Investigating Triticeae Epigenomes for Domestication
- Acronym INTREPID
- Duration 36
Hall, Anthony (PL), UK, Department of Functional Genomics
Other project participants
Bevan, Michael, UK, John Innes Centre
Mayer, Klaus, Germany, Helmholtz Zentrum München
McCombie, W. Richard, USA, Cold Spring Harbor Laboratory
- Total Granted budget ca. € 2.228.675
The production of new hybrids is a centrally important way of improving crops as they exhibit novel
traits directly after hybrid formation, which are not found in progenitor parents. Growing evidence
points to possible epigenetic origins for these emergent phenotypes. Our recent genome-wide map of
methylation in maize (Regulski et al 2013) revealed extensive cytosine methylation variation that can
alter gene functions and be stably inherited in ways reminiscent of paramutation. The scale and
heritability of epigenetic modifications therefore needs to be measured, related to potential changes in
gene and chromosome function (for example recombination), and then taken into account in breeding
as a source of variation in breeding.
Here we aim to build on our collective experience in plant epigenetics and genomics to map the
epigenome of bread wheat, which, together with maize and rice, provides most human nutrition.
Outputs of this project will be of immediate value for breeders for understanding the extent and
contribution of epi-allelic variation to traits and in the choice of parental epi-allelic variation in
making new hybrids. The project will also exploit experimental advantages of wheat to understand
how epigenetic marks are re-programmed during the formation of new wheat hybrids, and how their
independently maintained genomes influence each other during stabilization of the new hexaploid
genomes. We have established four key foundations for mapping and understanding the wheat
epigenome: the first genome sequence assembly of wheat (Brenchley et al 2012); an efficient method
for the cost-effective sequencing of the gene space of multiple wheat genomes and for determining
genome- wide DNA methylation patterns (Gardiner et al submitted); an improved understanding of the
mechanisms of epigenetic inheritance (Calarco et al 2012); and evidence of altered gene expression in
wheat hybrids (Pfeifer et al 2014).
The project brings together world- leading expertise in crop genome sequencing, bioinformatics and
genome analysis to work in four comprehensive linked research projects: defining the complete
epigenome of the wheat including repetitive regions; surveying the epigenomes of 8 diverse elite
wheat lines; identifying how epigenetic marks are re-set and stabilized during the formation of new
wheat hybrids and how these marks influence gene expression; and determining if environmental
conditions can influence the stabilization of epigenetic marks.

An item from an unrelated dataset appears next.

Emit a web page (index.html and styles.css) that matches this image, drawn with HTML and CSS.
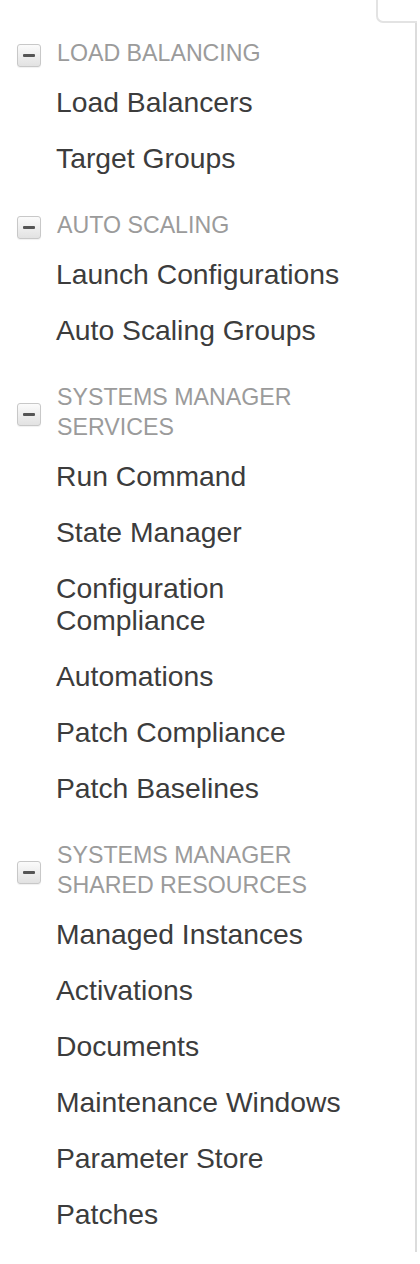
FILE: index.html
```html
<!DOCTYPE html>
<html>
<head>
<meta charset="utf-8">
<link rel="stylesheet" href="styles.css">
</head>
<body>
<div class="tab"></div>
<nav class="nav">
  <section class="group">
    <div class="group-head">
      <span class="toggle"><span class="bar"></span></span>
      <span class="group-title">Load Balancing</span>
    </div>
    <ul class="items">
      <li class="item">Load Balancers</li>
      <li class="item">Target Groups</li>
    </ul>
  </section>
  <section class="group">
    <div class="group-head">
      <span class="toggle"><span class="bar"></span></span>
      <span class="group-title">Auto Scaling</span>
    </div>
    <ul class="items">
      <li class="item">Launch Configurations</li>
      <li class="item">Auto Scaling Groups</li>
    </ul>
  </section>
  <section class="group">
    <div class="group-head">
      <span class="toggle"><span class="bar"></span></span>
      <span class="group-title">Systems Manager Services</span>
    </div>
    <ul class="items">
      <li class="item">Run Command</li>
      <li class="item">State Manager</li>
      <li class="item">Configuration Compliance</li>
      <li class="item">Automations</li>
      <li class="item">Patch Compliance</li>
      <li class="item">Patch Baselines</li>
    </ul>
  </section>
  <section class="group">
    <div class="group-head">
      <span class="toggle"><span class="bar"></span></span>
      <span class="group-title">Systems Manager Shared Resources</span>
    </div>
    <ul class="items">
      <li class="item">Managed Instances</li>
      <li class="item">Activations</li>
      <li class="item">Documents</li>
      <li class="item">Maintenance Windows</li>
      <li class="item">Parameter Store</li>
      <li class="item">Patches</li>
    </ul>
  </section>
</nav>
</body>
</html>
```
FILE: styles.css
```css
html, body {
  margin: 0;
  padding: 0;
  background: #fff;
}
body {
  font-family: "Liberation Sans", Arial, Helvetica, sans-serif;
  width: 420px;
}
.tab {
  margin-left: 376px;
  width: 39px;
  height: 21px;
  border-left: 2px solid #e3e3e3;
  border-bottom: 2px solid #e3e3e3;
  border-bottom-left-radius: 7px;
}
.nav {
  width: 415px;
  border-right: 2px solid #dcdcdc;
  padding: 15px 0 10px 0;
  box-sizing: content-box;
}
.group + .group {
  margin-top: 24px;
}
.group-head {
  display: flex;
  align-items: center;
  padding-left: 17px;
}
.toggle {
  flex: none;
  width: 22px;
  height: 21px;
  border: 1px solid #c8c8c8;
  border-radius: 3px;
  background: linear-gradient(#fbfbfb, #e2e2e2);
  display: flex;
  align-items: center;
  justify-content: center;
  margin-top: 5px;
  box-shadow: 0 1px 1px rgba(0,0,0,0.06);
}
.bar {
  width: 12px;
  height: 3px;
  background: #555;
  border-radius: 1px;
}
.group-title {
  margin-left: 16px;
  font-size: 23.2px;
  line-height: 30px;
  color: #9b9b9b;
  text-transform: uppercase;
  max-width: 300px;
}
.items {
  list-style: none;
  margin: 6px 0 0 0;
  padding: 0;
}
.item {
  padding: 12px 50px 12px 56px;
  font-size: 28.3px;
  line-height: 32px;
  color: #3c3c3c;
}
```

This project will generate new knowledge of how epi-alleles are formed and maintained, how the
genomes of polyploid wheat influence each other, and how they influence gene function. It will have a
fundamentally important impact on wheat breeding by establishing the extent of epigenetic variation
in wheat lines and its consequences on genome function and predicted phenotypes. Such information
can guide the choice of parents for hybrid formation and explain aspects of missing heritability.